Written task: Find each line with "styles" and copy it.
— start Given records —
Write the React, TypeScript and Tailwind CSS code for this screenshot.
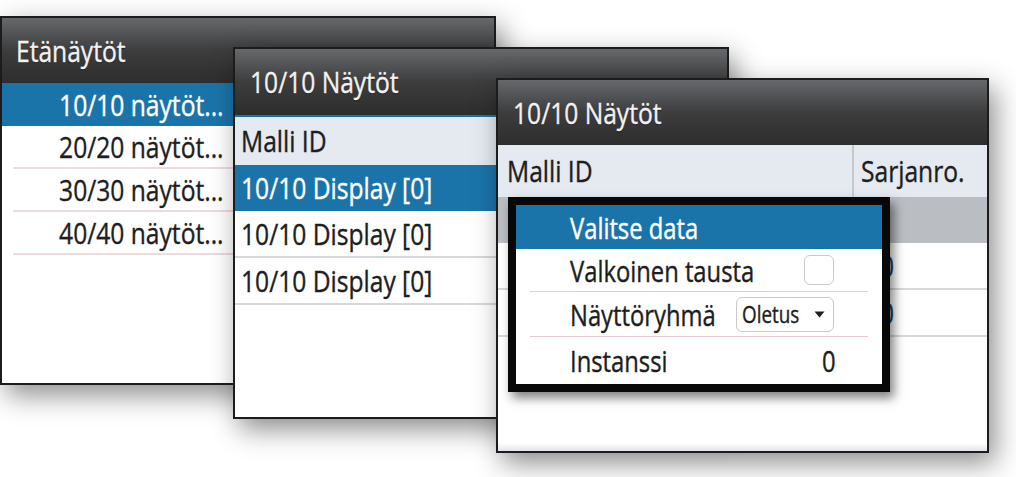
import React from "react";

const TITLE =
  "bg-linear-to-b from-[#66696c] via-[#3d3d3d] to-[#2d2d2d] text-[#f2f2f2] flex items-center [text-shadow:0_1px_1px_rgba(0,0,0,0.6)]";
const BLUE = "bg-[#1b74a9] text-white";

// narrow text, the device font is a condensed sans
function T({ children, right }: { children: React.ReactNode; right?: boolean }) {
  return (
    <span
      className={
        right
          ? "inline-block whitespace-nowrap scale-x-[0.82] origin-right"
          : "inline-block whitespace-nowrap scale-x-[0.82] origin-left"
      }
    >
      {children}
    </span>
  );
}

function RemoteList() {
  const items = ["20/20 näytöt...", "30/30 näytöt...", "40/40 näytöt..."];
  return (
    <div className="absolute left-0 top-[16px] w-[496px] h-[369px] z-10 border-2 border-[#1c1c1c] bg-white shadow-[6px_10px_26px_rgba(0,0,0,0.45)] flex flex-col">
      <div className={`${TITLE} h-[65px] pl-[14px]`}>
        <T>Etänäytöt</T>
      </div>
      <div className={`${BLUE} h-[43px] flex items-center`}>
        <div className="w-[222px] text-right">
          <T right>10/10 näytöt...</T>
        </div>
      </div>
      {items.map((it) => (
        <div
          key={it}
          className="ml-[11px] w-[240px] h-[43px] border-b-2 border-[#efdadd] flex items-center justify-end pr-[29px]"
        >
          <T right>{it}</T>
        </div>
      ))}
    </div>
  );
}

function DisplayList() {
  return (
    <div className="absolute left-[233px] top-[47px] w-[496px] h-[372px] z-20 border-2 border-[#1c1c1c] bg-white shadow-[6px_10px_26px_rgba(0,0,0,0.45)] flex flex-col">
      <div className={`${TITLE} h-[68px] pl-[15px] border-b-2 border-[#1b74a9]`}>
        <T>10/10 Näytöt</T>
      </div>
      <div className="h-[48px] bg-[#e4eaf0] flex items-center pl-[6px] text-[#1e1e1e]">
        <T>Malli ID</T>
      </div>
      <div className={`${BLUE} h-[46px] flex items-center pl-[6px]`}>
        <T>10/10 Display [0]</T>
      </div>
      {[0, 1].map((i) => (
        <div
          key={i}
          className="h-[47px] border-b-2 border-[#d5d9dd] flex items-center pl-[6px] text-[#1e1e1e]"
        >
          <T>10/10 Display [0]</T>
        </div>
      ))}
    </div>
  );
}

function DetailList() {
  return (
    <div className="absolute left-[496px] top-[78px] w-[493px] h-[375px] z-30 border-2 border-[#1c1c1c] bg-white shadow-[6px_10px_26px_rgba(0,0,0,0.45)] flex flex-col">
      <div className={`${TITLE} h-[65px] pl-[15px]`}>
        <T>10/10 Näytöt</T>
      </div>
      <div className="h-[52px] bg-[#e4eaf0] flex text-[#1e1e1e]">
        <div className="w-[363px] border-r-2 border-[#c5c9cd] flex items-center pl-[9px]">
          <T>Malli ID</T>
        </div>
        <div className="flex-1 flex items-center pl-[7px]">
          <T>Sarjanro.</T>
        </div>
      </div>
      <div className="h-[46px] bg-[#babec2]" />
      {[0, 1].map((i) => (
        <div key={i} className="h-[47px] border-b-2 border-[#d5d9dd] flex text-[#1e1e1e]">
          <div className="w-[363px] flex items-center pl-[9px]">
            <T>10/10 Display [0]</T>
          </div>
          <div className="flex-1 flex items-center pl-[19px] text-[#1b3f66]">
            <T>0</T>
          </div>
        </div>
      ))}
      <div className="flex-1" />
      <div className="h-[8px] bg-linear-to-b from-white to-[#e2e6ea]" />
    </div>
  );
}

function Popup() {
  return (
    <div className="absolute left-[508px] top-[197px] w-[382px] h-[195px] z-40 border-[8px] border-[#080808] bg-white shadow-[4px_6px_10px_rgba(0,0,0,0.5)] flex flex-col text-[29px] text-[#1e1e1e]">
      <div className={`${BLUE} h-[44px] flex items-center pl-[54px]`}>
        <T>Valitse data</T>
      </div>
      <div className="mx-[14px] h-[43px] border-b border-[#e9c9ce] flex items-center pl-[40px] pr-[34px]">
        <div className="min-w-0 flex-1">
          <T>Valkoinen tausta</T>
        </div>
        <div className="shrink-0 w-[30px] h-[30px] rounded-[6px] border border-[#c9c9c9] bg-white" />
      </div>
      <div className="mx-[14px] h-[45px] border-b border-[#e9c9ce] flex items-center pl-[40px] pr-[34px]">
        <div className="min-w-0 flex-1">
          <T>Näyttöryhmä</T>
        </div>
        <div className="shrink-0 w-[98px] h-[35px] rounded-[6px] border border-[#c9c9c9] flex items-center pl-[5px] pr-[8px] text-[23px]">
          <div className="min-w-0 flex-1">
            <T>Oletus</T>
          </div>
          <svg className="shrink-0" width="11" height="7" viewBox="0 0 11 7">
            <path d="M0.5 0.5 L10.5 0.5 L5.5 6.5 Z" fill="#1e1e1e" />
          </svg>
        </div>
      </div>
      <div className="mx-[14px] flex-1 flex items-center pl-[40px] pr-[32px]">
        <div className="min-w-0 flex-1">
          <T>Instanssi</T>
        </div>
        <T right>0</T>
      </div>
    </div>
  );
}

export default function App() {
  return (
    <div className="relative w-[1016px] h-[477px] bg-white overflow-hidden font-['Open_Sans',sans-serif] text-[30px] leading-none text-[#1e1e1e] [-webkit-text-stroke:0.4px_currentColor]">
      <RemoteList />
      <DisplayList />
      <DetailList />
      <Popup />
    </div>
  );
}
— end Given records —
— start Given records —
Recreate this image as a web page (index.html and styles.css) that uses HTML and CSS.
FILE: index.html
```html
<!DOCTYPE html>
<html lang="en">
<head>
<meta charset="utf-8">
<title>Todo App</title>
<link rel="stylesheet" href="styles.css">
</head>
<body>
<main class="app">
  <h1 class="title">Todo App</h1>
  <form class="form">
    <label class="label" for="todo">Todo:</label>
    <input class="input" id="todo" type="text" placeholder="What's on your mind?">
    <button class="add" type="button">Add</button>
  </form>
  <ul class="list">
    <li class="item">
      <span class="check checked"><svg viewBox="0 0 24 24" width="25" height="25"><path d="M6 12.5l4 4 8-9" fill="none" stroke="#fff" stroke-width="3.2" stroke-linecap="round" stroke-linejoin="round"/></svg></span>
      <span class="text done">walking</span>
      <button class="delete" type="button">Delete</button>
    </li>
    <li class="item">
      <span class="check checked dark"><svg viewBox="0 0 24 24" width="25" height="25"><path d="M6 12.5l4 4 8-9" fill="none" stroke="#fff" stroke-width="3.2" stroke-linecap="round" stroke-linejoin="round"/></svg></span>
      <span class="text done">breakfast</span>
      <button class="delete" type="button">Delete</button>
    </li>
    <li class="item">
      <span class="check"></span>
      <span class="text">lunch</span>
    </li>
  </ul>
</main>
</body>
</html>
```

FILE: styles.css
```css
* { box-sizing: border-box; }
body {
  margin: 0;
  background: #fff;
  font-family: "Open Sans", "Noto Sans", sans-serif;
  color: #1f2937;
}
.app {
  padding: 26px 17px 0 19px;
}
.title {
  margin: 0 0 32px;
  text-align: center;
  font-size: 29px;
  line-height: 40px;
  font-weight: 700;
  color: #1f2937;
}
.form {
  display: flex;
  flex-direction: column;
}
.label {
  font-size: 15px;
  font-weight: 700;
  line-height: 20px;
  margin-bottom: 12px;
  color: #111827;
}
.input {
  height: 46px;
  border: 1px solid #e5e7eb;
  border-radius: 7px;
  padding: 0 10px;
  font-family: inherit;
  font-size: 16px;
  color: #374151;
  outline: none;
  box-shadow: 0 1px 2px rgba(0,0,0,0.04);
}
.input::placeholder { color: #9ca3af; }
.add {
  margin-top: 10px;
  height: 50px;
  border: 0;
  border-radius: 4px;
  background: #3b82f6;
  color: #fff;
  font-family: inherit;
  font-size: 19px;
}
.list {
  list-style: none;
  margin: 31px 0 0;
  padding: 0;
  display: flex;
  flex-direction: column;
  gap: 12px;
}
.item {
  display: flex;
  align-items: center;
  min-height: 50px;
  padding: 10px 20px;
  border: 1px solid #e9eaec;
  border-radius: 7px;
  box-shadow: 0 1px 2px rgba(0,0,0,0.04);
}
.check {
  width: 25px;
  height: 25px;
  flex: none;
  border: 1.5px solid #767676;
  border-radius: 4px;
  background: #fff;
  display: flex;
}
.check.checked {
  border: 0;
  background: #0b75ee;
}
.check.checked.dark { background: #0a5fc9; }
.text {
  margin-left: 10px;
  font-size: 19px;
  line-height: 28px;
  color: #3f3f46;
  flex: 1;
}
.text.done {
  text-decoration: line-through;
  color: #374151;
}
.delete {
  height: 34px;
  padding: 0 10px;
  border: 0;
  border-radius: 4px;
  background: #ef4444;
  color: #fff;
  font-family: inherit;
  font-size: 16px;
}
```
— end Given records —
— start Given records —
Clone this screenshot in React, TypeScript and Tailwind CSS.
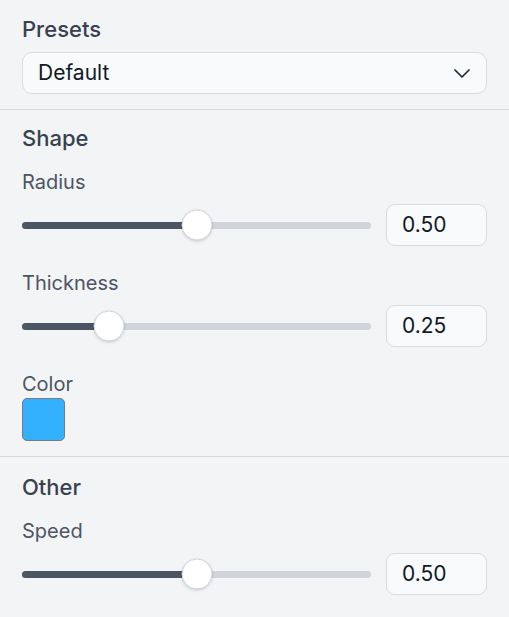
— end Given records —
Full solution:
Recreate this image as a web page (index.html and styles.css) that uses HTML and CSS.
<link rel="stylesheet" href="styles.css">
FILE: styles.css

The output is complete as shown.